More Infants Prescribed Psychiatric Drugs to Address Behavior

    An increasing number of children age 2 or younger are being prescribed psychiatric drugs to address their violent or withdrawn behavior, The New York Times reports. Experts say there is no published research on the drugs’ effectiveness and potential health risks for this age group.

    Among the antipsychotic drugs being prescribed for infants are risperidone (Risperdal) and quetiapine (Seroquel). These drugs are typically used to treat schizophrenia and bipolar disorder in adults. Almost 20,000 prescriptions for antipsychotic medications were written last year for children 2 and younger, the article notes. This represents a 50 percent increase from the previous year, according to the prescription data company IMS Health.

    Most antipsychotics are indicated only for children 10 and older. Risperdal is approved for children as young as 5, but only for irritability associated with autism.

    Prescriptions for the antidepressant fluoxetine (Prozac) increased 23 percent in one year in children 2 and under, to about 83,000.

    The newspaper notes IMS Health only tracks how many prescriptions were written, not how many children received them. Many children receive more than one prescription a year. Previous research suggests at least 10,000 children 2 and younger received antipsychotic prescriptions.

    Experts told the newspaper it is possible that desperate, well-meaning parents and doctors hope the drugs will alleviate thrashing temper tantrums or overly depressed dispositions.
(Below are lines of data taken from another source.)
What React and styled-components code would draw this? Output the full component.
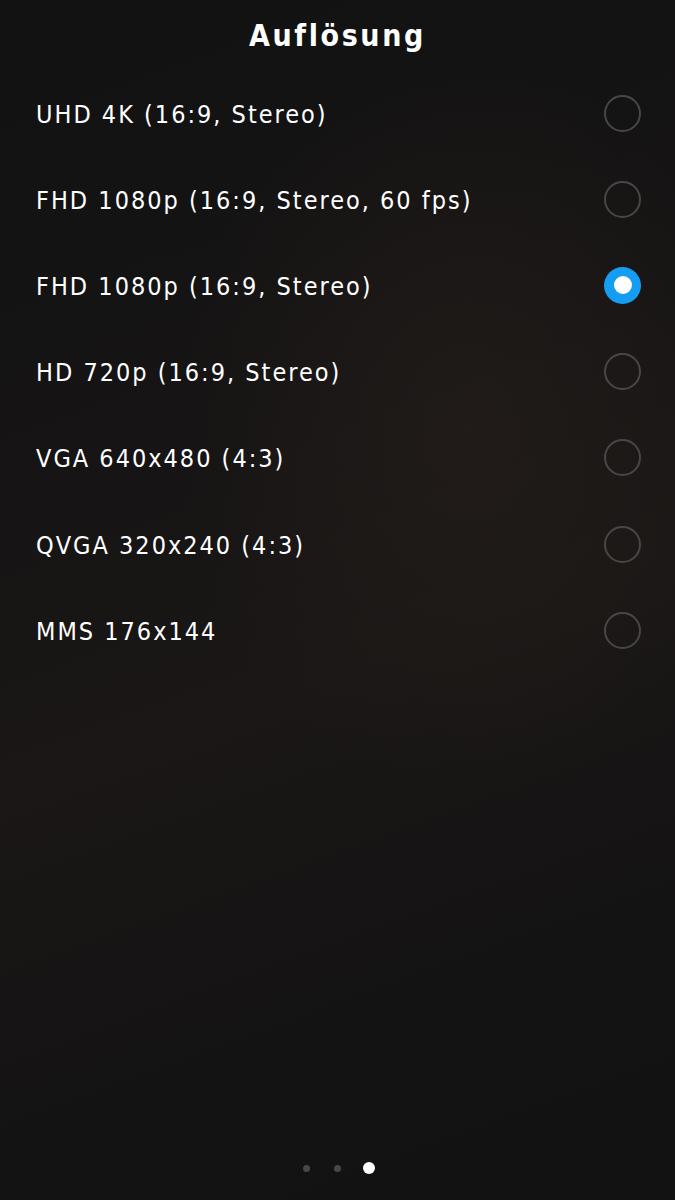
import React from "react";
import styled, { createGlobalStyle } from "styled-components";

const Global = createGlobalStyle`
  html, body { margin: 0; padding: 0; background: #131313; }
  * { box-sizing: border-box; }
`;

const Screen = styled.div`
  width: 675px;
  height: 1200px;
  display: flex;
  flex-direction: column;
  color: #ffffff;
  font-family: "DejaVu Sans Condensed", "DejaVu Sans", sans-serif;
  background:
    radial-gradient(ellipse 420px 520px at 470px 430px, rgba(40, 33, 29, 0.55), rgba(40, 33, 29, 0) 70%),
    linear-gradient(160deg, #121212 0%, #161414 35%, #1a1716 55%, #141313 80%, #121212 100%);
`;

const Header = styled.header`
  height: 70px;
  display: flex;
  align-items: flex-start;
  justify-content: center;
  padding-top: 21px;
`;

const Title = styled.h1`
  margin: 0;
  font-size: 30px;
  font-weight: 700;
  letter-spacing: 2.6px;
  line-height: 1;
`;

const List = styled.ul`
  list-style: none;
  margin: 0;
  padding: 0;
  display: flex;
  flex-direction: column;
`;

const Row = styled.li`
  height: 86.2px;
  display: flex;
  align-items: center;
  justify-content: space-between;
  padding: 0 34px 0 36px;
`;

const Label = styled.span`
  font-size: 25px;
  letter-spacing: 2px;
  line-height: 1;
  padding-top: 2px;
`;

const Radio = styled.span`
  width: 37px;
  height: 37px;
  border-radius: 50%;
  display: flex;
  align-items: center;
  justify-content: center;
  border: ${(p) => (p.$checked ? "none" : "2px solid #474747")};
  background: ${(p) => (p.$checked ? "#159cf3" : "transparent")};
`;

const RadioDot = styled.span`
  width: 18px;
  height: 18px;
  border-radius: 50%;
  background: #ffffff;
`;

const Spacer = styled.div`
  flex: 1;
`;

const Pager = styled.div`
  display: flex;
  align-items: center;
  justify-content: center;
  padding-bottom: 26px;
  padding-left: 1px;
`;

const PageDot = styled.span`
  width: ${(p) => (p.$active ? "12px" : "7px")};
  height: ${(p) => (p.$active ? "12px" : "7px")};
  margin: 0 ${(p) => (p.$active ? "10.5px" : "12px")};
  border-radius: 50%;
  background: ${(p) => (p.$active ? "#ffffff" : "#474747")};
`;

const items = [
  "UHD 4K (16:9, Stereo)",
  "FHD 1080p (16:9, Stereo, 60 fps)",
  "FHD 1080p (16:9, Stereo)",
  "HD 720p (16:9, Stereo)",
  "VGA 640x480 (4:3)",
  "QVGA 320x240 (4:3)",
  "MMS 176x144",
];

export default function App() {
  const selected = 2;
  return (
    <>
      <Global />
      <Screen>
        <Header>
          <Title>Auflösung</Title>
        </Header>
        <List>
          {items.map((t, i) => (
            <Row key={t}>
              <Label>{t}</Label>
              <Radio $checked={i === selected}>{i === selected && <RadioDot />}</Radio>
            </Row>
          ))}
        </List>
        <Spacer />
        <Pager>
          <PageDot />
          <PageDot />
          <PageDot $active />
        </Pager>
      </Screen>
    </>
  );
}
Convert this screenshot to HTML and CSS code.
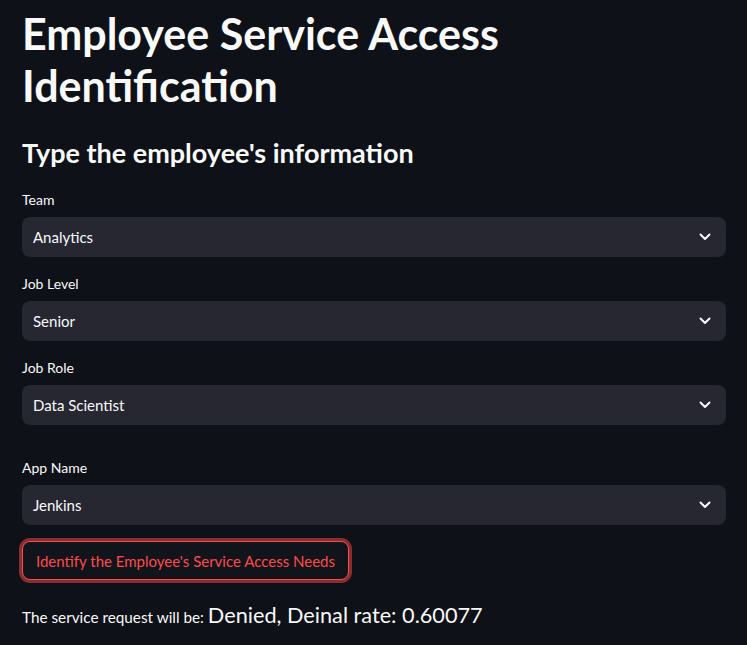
FILE: index.html
```html
<!DOCTYPE html>
<html lang="en">
<head>
<meta charset="utf-8">
<title>Employee Service Access Identification</title>
<link rel="stylesheet" href="styles.css">
</head>
<body>
<main class="app">
  <h1 class="title">Employee Service Access Identification</h1>
  <h3 class="subheader">Type the employee's information</h3>

  <div class="field">
    <label class="field-label">Team</label>
    <div class="select">
      <span class="select-value">Analytics</span>
      <svg class="chevron" viewBox="0 0 12 8" width="12" height="8"><polyline points="1.5,1.5 6,6 10.5,1.5" fill="none" stroke="currentColor" stroke-width="2" stroke-linecap="round" stroke-linejoin="round"/></svg>
    </div>
  </div>

  <div class="field">
    <label class="field-label">Job Level</label>
    <div class="select">
      <span class="select-value">Senior</span>
      <svg class="chevron" viewBox="0 0 12 8" width="12" height="8"><polyline points="1.5,1.5 6,6 10.5,1.5" fill="none" stroke="currentColor" stroke-width="2" stroke-linecap="round" stroke-linejoin="round"/></svg>
    </div>
  </div>

  <div class="field">
    <label class="field-label">Job Role</label>
    <div class="select">
      <span class="select-value">Data Scientist</span>
      <svg class="chevron" viewBox="0 0 12 8" width="12" height="8"><polyline points="1.5,1.5 6,6 10.5,1.5" fill="none" stroke="currentColor" stroke-width="2" stroke-linecap="round" stroke-linejoin="round"/></svg>
    </div>
  </div>

  <div class="spacer"></div>

  <div class="field">
    <label class="field-label">App Name</label>
    <div class="select">
      <span class="select-value">Jenkins</span>
      <svg class="chevron" viewBox="0 0 12 8" width="12" height="8"><polyline points="1.5,1.5 6,6 10.5,1.5" fill="none" stroke="currentColor" stroke-width="2" stroke-linecap="round" stroke-linejoin="round"/></svg>
    </div>
  </div>

  <div class="button-row">
    <button class="btn" type="button">Identify the Employee's Service Access Needs</button>
  </div>

  <p class="result">The service request will be: <span class="result-big">Denied, Deinal rate: 0.60077</span></p>
</main>
</body>
</html>
```

FILE: styles.css
```css
html, body {
  margin: 0;
  padding: 0;
  background: #0e1117;
  color: #fafafa;
  font-family: Lato, "Source Sans Pro", "Noto Sans", sans-serif;
}

.app {
  width: 704px;
  padding: 8px 21px 0 22px;
  display: flex;
  flex-direction: column;
}

.title {
  margin: 0;
  font-size: 43px;
  line-height: 51.5px;
  font-weight: 700;
}

.subheader {
  margin: 24px 0 18px 0;
  font-size: 27px;
  line-height: 36px;
  font-weight: 700;
}

.field {
  display: flex;
  flex-direction: column;
  margin-bottom: 16px;
}

.field-label {
  font-size: 14px;
  line-height: 22px;
  margin-bottom: 6px;
}

.select {
  height: 40px;
  box-sizing: border-box;
  background: #262730;
  border-radius: 8px;
  display: flex;
  align-items: center;
  justify-content: space-between;
  padding: 0 15px 0 11px;
}

.select-value {
  font-size: 15px;
  line-height: 20px;
}

.chevron {
  color: #fafafa;
}

.spacer {
  height: 16px;
}

.button-row {
  display: flex;
  margin-bottom: 16px;
}

.btn {
  font-family: inherit;
  font-size: 15px;
  height: 39px;
  padding: 0 13px;
  background: #11141b;
  color: #ff4b4b;
  border: 1px solid #ff4b4b;
  border-radius: 8px;
  box-shadow: 0 0 0 3px rgba(255, 75, 75, 0.5);
}

.result {
  margin: 4px 0 0 0;
  font-size: 15.3px;
  line-height: 30px;
}

.result-big {
  font-size: 21.7px;
}
```
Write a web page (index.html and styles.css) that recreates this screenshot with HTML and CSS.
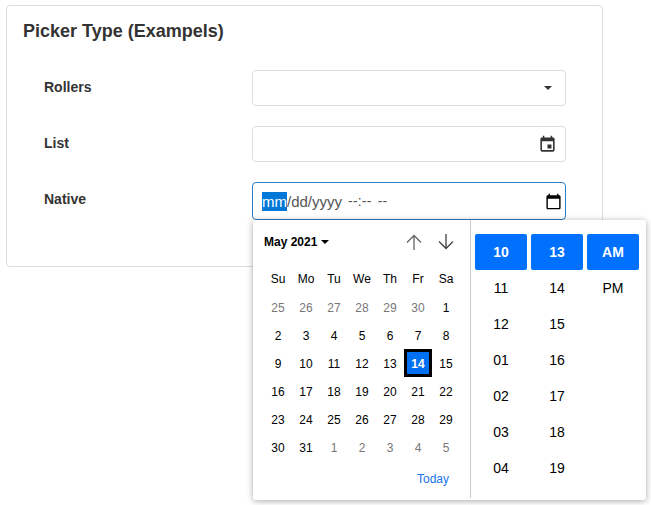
FILE: index.html
```html
<!DOCTYPE html>
<html lang="en">
<head>
<meta charset="utf-8">
<title>Picker Type</title>
<link rel="stylesheet" href="styles.css">
</head>
<body>
<main class="card">
  <h1 class="title">Picker Type (Exampels)</h1>
  <div class="row">
    <span class="label">Rollers</span>
    <div class="field">
      <span class="caret"></span>
    </div>
  </div>
  <div class="row">
    <span class="label">List</span>
    <div class="field">
      <svg class="icon-event" viewBox="0 0 24 24"><path d="M17 12h-5v5h5v-5zM16 1v2H8V1H6v2H5c-1.11 0-1.99.9-1.99 2L3 19c0 1.1.89 2 2 2h14c1.1 0 2-.9 2-2V5c0-1.1-.9-2-2-2h-1V1h-2zm3 18H5V8h14v11z"/></svg>
    </div>
  </div>
  <div class="row">
    <span class="label">Native</span>
    <div class="field field-focus">
      <span class="date-text"><span class="sel">mm</span>/dd/yyyy</span>
      <span class="time-text">--:-- --</span>
      <svg class="icon-cal" viewBox="0 0 24 24"><path d="M20 3h-1V1h-2v2H7V1H5v2H4c-1.1 0-2 .9-2 2v16c0 1.1.9 2 2 2h16c1.1 0 2-.9 2-2V5c0-1.1-.9-2-2-2zm0 18H4V8h16v13z"/></svg>
    </div>
  </div>
</main>

<div class="popup">
  <section class="cal">
    <div class="cal-head">
      <span class="month">May 2021<span class="month-caret"></span></span>
      <span class="arrows">
        <svg class="arrow arrow-up" viewBox="0 0 16 16"><path d="M8 16V1.5M1 8.5l7-7 7 7"/></svg>
        <svg class="arrow arrow-down" viewBox="0 0 16 16"><path d="M8 0v14.5M1 7.5l7 7 7-7"/></svg>
      </span>
    </div>
    <div class="grid">
      <span class="dow">Su</span><span class="dow">Mo</span><span class="dow">Tu</span><span class="dow">We</span><span class="dow">Th</span><span class="dow">Fr</span><span class="dow">Sa</span>
      <span class="out">25</span><span class="out">26</span><span class="out">27</span><span class="out">28</span><span class="out">29</span><span class="out">30</span><span>1</span>
      <span>2</span><span>3</span><span>4</span><span>5</span><span>6</span><span>7</span><span>8</span>
      <span>9</span><span>10</span><span>11</span><span>12</span><span>13</span><span class="today">14</span><span>15</span>
      <span>16</span><span>17</span><span>18</span><span>19</span><span>20</span><span>21</span><span>22</span>
      <span>23</span><span>24</span><span>25</span><span>26</span><span>27</span><span>28</span><span>29</span>
      <span>30</span><span>31</span><span class="out">1</span><span class="out">2</span><span class="out">3</span><span class="out">4</span><span class="out">5</span>
    </div>
    <div class="cal-foot"><span class="today-link">Today</span></div>
  </section>
  <section class="time">
    <div class="col"><span class="on">10</span><span>11</span><span>12</span><span>01</span><span>02</span><span>03</span><span>04</span></div>
    <div class="col"><span class="on">13</span><span>14</span><span>15</span><span>16</span><span>17</span><span>18</span><span>19</span></div>
    <div class="col"><span class="on">AM</span><span>PM</span></div>
  </section>
</div>
</body>
</html>
```
FILE: styles.css
```css
* { box-sizing: border-box; }
html, body { margin: 0; padding: 0; background: #fff; }
body {
  font-family: "Liberation Sans", Arial, sans-serif;
  color: #333;
  width: 651px;
  height: 505px;
  overflow: hidden;
  position: relative;
}
.card {
  width: 597px;
  height: 262px;
  margin: 5px 0 0 6px;
  padding: 13px 0 0 16px;
  border: 1px solid #ddd;
  border-radius: 4px;
}
.title {
  margin: 0 0 26px;
  font-size: 18px;
  line-height: 25px;
  font-weight: 700;
  color: #333;
}
.row {
  display: flex;
  align-items: flex-start;
  margin-bottom: 20px;
  padding-left: 21px;
}
.label {
  width: 208px;
  font-size: 14px;
  font-weight: 700;
  line-height: 34px;
}
.field {
  flex: none;
  width: 314px;
  height: 36px;
  border: 1px solid #ddd;
  border-radius: 4px;
  display: flex;
  align-items: center;
  justify-content: flex-end;
  position: relative;
  background: #fff;
}
.caret {
  width: 0;
  height: 0;
  margin-right: 13px;
  border-left: 4px solid transparent;
  border-right: 4px solid transparent;
  border-top: 4px solid #333;
}
.icon-event { width: 19px; height: 19px; margin-right: 8px; fill: #333; }
.icon-cal { width: 17px; height: 17px; margin-left: auto; margin-right: 2px; fill: #000; }
.field-focus {
  border-color: #2f7ec4;
  height: 38px;
  justify-content: flex-start;
  padding: 0 1px 0 9px;
  font-size: 15px;
  color: #555;
  margin-bottom: -2px;
}
.sel { background: #0078d7; color: #fff; padding: 1px 0; }
.date-text { margin-right: 6px; }
.time-text { white-space: pre; font-size: 14px; word-spacing: 2px; letter-spacing: .2px; }

.popup {
  position: absolute;
  left: 253px;
  top: 220px;
  width: 393px;
  height: 280px;
  display: flex;
  background: #fff;
  border-radius: 3px;
  box-shadow: 0 1px 6px rgba(0, 0, 0, .35);
  color: #000;
}
.cal {
  width: 218px;
  height: 278px;
  padding: 0 10px 0 11px;
  border-right: 1px solid #ccc;
}
.cal-head {
  height: 45px;
  display: flex;
  align-items: center;
  justify-content: space-between;
  padding: 0 6px 2px 0;
}
.month { font-size: 12px; font-weight: 700; display: flex; align-items: center; }
.month-caret {
  margin-left: 4px;
  border-left: 4px solid transparent;
  border-right: 4px solid transparent;
  border-top: 4px solid #000;
}
.arrows { display: flex; gap: 16px; }
.arrow { width: 16px; height: 16px; fill: none; stroke-width: 1.3; display: block; }
.arrow-up { stroke: #666; }
.arrow-down { stroke: #444; }
.grid {
  display: grid;
  grid-template-columns: repeat(7, 28px);
  grid-auto-rows: 28px;
  font-size: 12px;
  text-align: center;
  line-height: 30px;
}
.grid .dow { line-height: 28px; }
.out { color: #777; }
.today {
  background: #0070f3;
  border: 3px solid #000;
  color: #fff;
  font-weight: 700;
  line-height: 24px;
}
.cal-foot {
  display: flex;
  justify-content: flex-end;
  padding: 4px 11px 0 0;
  font-size: 12px;
  line-height: 28px;
}
.today-link { color: #1a73e8; }
.time {
  display: flex;
  gap: 4px;
  padding: 14px 0 0 4px;
}
.col {
  width: 52px;
  display: flex;
  flex-direction: column;
  font-size: 14px;
}
.col span {
  height: 36px;
  line-height: 36px;
  text-align: center;
}
.col .on {
  background: #0070ff;
  color: #fff;
  font-weight: 700;
  border-radius: 2px;
}
```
    “People are doing their very best with the tools available to them,” said Dr. Mary Margaret Gleason, a pediatrician and child psychiatrist at Tulane University School of Medicine. “There’s a sense of desperation with families of children who are suffering, and the tool that most providers have is the prescription pad.” She noted the brains of infants are still rapidly developing, making it too risky to use these medications, which can greatly impact that development.